The national priorities will identify customers, products, services, and locations that the Treasury considers high risk. Financial institutions must determine if their current policies, procedures, and processes for high-risk customer identification, EDD, and ongoing monitoring address what the Treasury deems most important.

Update transaction monitoring detection systems

Banks have long complained that regulators focus on quantity rather than quality in suspicious activity reports (SARs). Banks have also lamented that FinCEN does not provide enough feedback in their SAR filings.

Congress has been listening. The AMLA 2020 instructs FinCEN to publish a biannual Sharing of Threat Pattern and Trend Information report providing the financial crime techniques or typologies that law enforcement believes pose the biggest threat.

AML officers should have processes in place to quickly incorporate report findings to improve their transaction monitoring programs. This may include adding new monitoring scenarios or updating existing ones to ensure your bank can detect suspicious activity the government declares most risky.

Upgrade software and incorporate advanced digital technologies

The AMLA 2020 pushes financial institutions to modernize their operations. Using decade-old software that buries investigators under mountains of false-positive alerts is no longer acceptable.

As a result, AML/CFT officers need to look at new detection and reporting software. Ideally, banks should evaluate software that incorporates artificial intelligence (AI) and machine learning to help them identify financial crime more accurately and efficiently while improving customer experience and reducing reputational risk. For some institutions, this may mean installing new transaction monitoring and case management applications.

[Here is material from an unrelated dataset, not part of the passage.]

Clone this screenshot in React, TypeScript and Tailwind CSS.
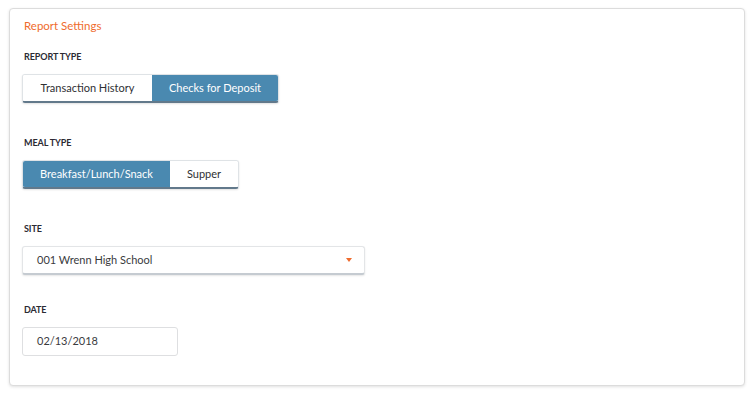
const font = { fontFamily: 'Lato, "Open Sans", sans-serif' }

function Label({ children }: { children: string }) {
  return <div className="text-[9px] font-bold leading-[12px] text-[#2b2b33] tracking-[-0.1px]">{children}</div>
}

function Toggle({ options, active }: { options: { label: string; w: string }[]; active: number }) {
  return (
    <div className="mt-[11px] flex w-fit overflow-hidden rounded-[3px] border border-[#dfe3e6] border-b-2 border-b-[#62798b] shadow-[0_1px_2px_rgba(0,0,0,0.12)]">
      {options.map((o, i) => (
        <div
          key={o.label}
          className={`${o.w} flex h-[26px] items-center justify-center text-[11px] ${
            i === active ? 'bg-[#4a89b0] text-white' : 'bg-white text-[#2f3033]'
          }`}
        >
          {o.label}
        </div>
      ))}
    </div>
  )
}

export default function App() {
  return (
    <div className="h-[393px] w-[754px] bg-white pl-[9px] pr-[9px] pt-[8px]" style={font}>
      <div className="rounded-[4px] border border-[#dcdcdc] bg-white px-[12px] pb-[29px] pt-[9px] shadow-[0_1px_3px_rgba(0,0,0,0.12)]">
        <div className="pl-[2px] text-[11.5px] leading-[16px] text-[#ef6b2d]">Report Settings</div>

        <div className="mt-[17px] pl-[2px]">
          <Label>REPORT TYPE</Label>
        </div>
        <Toggle
          active={1}
          options={[
            { label: 'Transaction History', w: 'w-[129px]' },
            { label: 'Checks for Deposit', w: 'w-[126px]' },
          ]}
        />

        <div className="mt-[34px] pl-[2px]">
          <Label>MEAL TYPE</Label>
        </div>
        <Toggle
          active={0}
          options={[
            { label: 'Breakfast/Lunch/Snack', w: 'w-[147px]' },
            { label: 'Supper', w: 'w-[68px]' },
          ]}
        />

        <div className="mt-[34px] pl-[2px]">
          <Label>SITE</Label>
        </div>
        <div className="mt-[11px] flex h-[29px] w-[343px] items-center justify-between rounded-[3px] border border-[#e3e5e7] border-b-2 border-b-[#c5cbd1] bg-white pl-[14px] pr-[12px] text-[11px] text-[#3a3b3e] shadow-[0_1px_2px_rgba(0,0,0,0.1)]">
          <span>001 Wrenn High School</span>
          <svg width="6" height="4" viewBox="0 0 6 4">
            <path d="M0 0h6L3 4z" fill="#ef6b2d" />
          </svg>
        </div>

        <div className="mt-[29px] pl-[2px]">
          <Label>DATE</Label>
        </div>
        <div className="mt-[11px] flex h-[29px] w-[156px] items-center rounded-[3px] border border-[#dedfe1] bg-white pl-[14px] text-[11px] text-[#3a3b3e]">
          02/13/2018
        </div>
      </div>
    </div>
  )
}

Others may need to consider software hosted in the cloud, also known as software as a service, which can reduce implementation time, expenses, and ongoing maintenance costs.

AML/CFT officers should also explore how robotic process automation (RPA) and data analytics bring improvements to everyday AML/CFT work. RPA automates much of the time-consuming data gathering investigators endure. Better data analysis reveals inefficient processes, measures individual investigator performance, and identifies transactions and customer behavior that improves detection scenarios.

When evaluating new detection and reporting software, it's important to remember that the cloud provides the foundation for true digital transformation. Cloud technology helps companies deliver exceptional and innovative customer and employee experiences at speed and scale, backed by AI, analytics, and automation. Building a strong cloud foundation now will pay off long into the future.

In Genpact's report, Banking in the Age of Instinct, we predicted that societies would increasingly demand that banks take an active and ethics-driven role within communities and a stand on the issues that matter to them the most. Validating that prediction, the AMLA 2020 brings increased expectations from Congress and the public that financial institutions do more to detect, prevent, and report financial crime.

It's in every financial institution's interest to assess, strengthen and modernize its anti-money laundering and counter-terror financing programs. You'll be doing yourselves – and society – a big favor.